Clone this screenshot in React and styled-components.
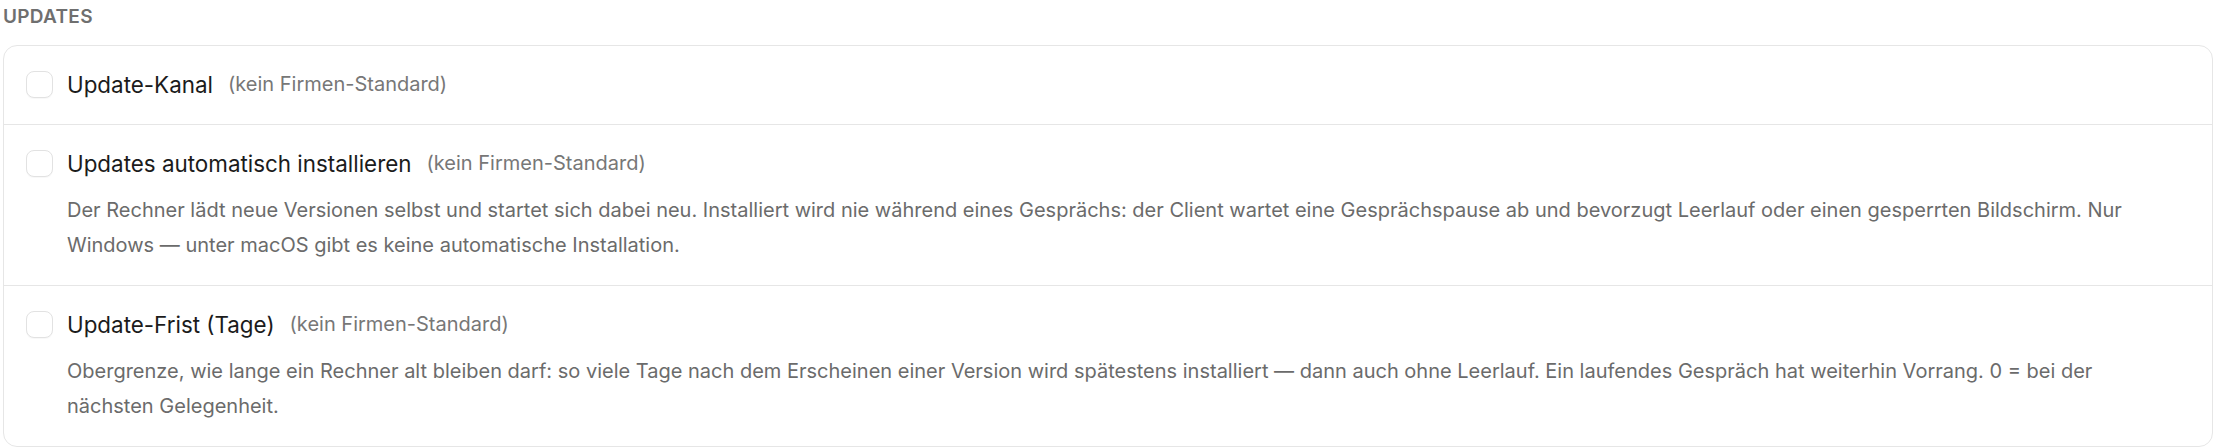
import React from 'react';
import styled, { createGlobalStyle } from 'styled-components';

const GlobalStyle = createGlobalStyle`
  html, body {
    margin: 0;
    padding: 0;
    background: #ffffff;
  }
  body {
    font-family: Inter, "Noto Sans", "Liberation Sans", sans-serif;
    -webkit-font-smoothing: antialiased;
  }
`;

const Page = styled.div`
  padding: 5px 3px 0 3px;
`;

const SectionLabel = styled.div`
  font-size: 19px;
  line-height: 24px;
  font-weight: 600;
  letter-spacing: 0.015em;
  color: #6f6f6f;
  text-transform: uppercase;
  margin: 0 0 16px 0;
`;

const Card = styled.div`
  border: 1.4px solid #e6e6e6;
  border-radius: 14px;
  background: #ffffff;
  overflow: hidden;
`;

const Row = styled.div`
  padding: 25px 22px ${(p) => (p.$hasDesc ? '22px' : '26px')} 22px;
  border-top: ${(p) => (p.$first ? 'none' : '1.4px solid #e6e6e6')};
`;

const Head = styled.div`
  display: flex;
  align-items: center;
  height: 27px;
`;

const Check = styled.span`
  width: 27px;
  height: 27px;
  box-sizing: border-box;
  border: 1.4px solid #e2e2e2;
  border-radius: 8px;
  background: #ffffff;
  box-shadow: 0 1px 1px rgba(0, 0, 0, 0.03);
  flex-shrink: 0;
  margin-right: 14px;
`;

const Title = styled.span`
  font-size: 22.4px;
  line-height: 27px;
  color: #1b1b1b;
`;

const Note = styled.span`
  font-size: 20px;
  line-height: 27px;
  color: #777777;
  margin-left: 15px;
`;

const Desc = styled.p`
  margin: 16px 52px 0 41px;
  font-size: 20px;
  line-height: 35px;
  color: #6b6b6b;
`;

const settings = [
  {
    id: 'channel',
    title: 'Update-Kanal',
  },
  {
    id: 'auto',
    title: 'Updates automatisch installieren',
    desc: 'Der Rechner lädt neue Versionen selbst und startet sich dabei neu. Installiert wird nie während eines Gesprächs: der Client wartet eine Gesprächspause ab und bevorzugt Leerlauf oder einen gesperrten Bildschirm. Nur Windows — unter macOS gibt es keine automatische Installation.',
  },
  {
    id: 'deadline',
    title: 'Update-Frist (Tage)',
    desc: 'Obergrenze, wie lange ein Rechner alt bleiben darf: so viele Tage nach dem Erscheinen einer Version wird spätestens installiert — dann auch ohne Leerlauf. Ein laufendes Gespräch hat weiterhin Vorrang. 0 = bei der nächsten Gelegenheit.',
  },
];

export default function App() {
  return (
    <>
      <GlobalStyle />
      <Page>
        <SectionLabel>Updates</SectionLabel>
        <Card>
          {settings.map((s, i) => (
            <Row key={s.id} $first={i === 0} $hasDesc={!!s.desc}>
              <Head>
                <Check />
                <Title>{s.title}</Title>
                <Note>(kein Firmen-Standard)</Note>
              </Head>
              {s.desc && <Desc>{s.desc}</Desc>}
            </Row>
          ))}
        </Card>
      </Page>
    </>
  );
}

**REQUEST**
Reproduce the whole listing exactly, but not the images in it.

**PROBLEM SOLUTION**
Clone this screenshot in React and styled-components.
import React from 'react';
import styled, { createGlobalStyle } from 'styled-components';

const GlobalStyle = createGlobalStyle`
  html, body {
    margin: 0;
    padding: 0;
    background: #ffffff;
  }
  body {
    font-family: Inter, "Noto Sans", "Liberation Sans", sans-serif;
    -webkit-font-smoothing: antialiased;
  }
`;

const Page = styled.div`
  padding: 5px 3px 0 3px;
`;

const SectionLabel = styled.div`
  font-size: 19px;
  line-height: 24px;
  font-weight: 600;
  letter-spacing: 0.015em;
  color: #6f6f6f;
  text-transform: uppercase;
  margin: 0 0 16px 0;
`;

const Card = styled.div`
  border: 1.4px solid #e6e6e6;
  border-radius: 14px;
  background: #ffffff;
  overflow: hidden;
`;

const Row = styled.div`
  padding: 25px 22px ${(p) => (p.$hasDesc ? '22px' : '26px')} 22px;
  border-top: ${(p) => (p.$first ? 'none' : '1.4px solid #e6e6e6')};
`;

const Head = styled.div`
  display: flex;
  align-items: center;
  height: 27px;
`;

const Check = styled.span`
  width: 27px;
  height: 27px;
  box-sizing: border-box;
  border: 1.4px solid #e2e2e2;
  border-radius: 8px;
  background: #ffffff;
  box-shadow: 0 1px 1px rgba(0, 0, 0, 0.03);
  flex-shrink: 0;
  margin-right: 14px;
`;

const Title = styled.span`
  font-size: 22.4px;
  line-height: 27px;
  color: #1b1b1b;
`;

const Note = styled.span`
  font-size: 20px;
  line-height: 27px;
  color: #777777;
  margin-left: 15px;
`;

const Desc = styled.p`
  margin: 16px 52px 0 41px;
  font-size: 20px;
  line-height: 35px;
  color: #6b6b6b;
`;

const settings = [
  {
    id: 'channel',
    title: 'Update-Kanal',
  },
  {
    id: 'auto',
    title: 'Updates automatisch installieren',
    desc: 'Der Rechner lädt neue Versionen selbst und startet sich dabei neu. Installiert wird nie während eines Gesprächs: der Client wartet eine Gesprächspause ab und bevorzugt Leerlauf oder einen gesperrten Bildschirm. Nur Windows — unter macOS gibt es keine automatische Installation.',
  },
  {
    id: 'deadline',
    title: 'Update-Frist (Tage)',
    desc: 'Obergrenze, wie lange ein Rechner alt bleiben darf: so viele Tage nach dem Erscheinen einer Version wird spätestens installiert — dann auch ohne Leerlauf. Ein laufendes Gespräch hat weiterhin Vorrang. 0 = bei der nächsten Gelegenheit.',
  },
];

export default function App() {
  return (
    <>
      <GlobalStyle />
      <Page>
        <SectionLabel>Updates</SectionLabel>
        <Card>
          {settings.map((s, i) => (
            <Row key={s.id} $first={i === 0} $hasDesc={!!s.desc}>
              <Head>
                <Check />
                <Title>{s.title}</Title>
                <Note>(kein Firmen-Standard)</Note>
              </Head>
              {s.desc && <Desc>{s.desc}</Desc>}
            </Row>
          ))}
        </Card>
      </Page>
    </>
  );
}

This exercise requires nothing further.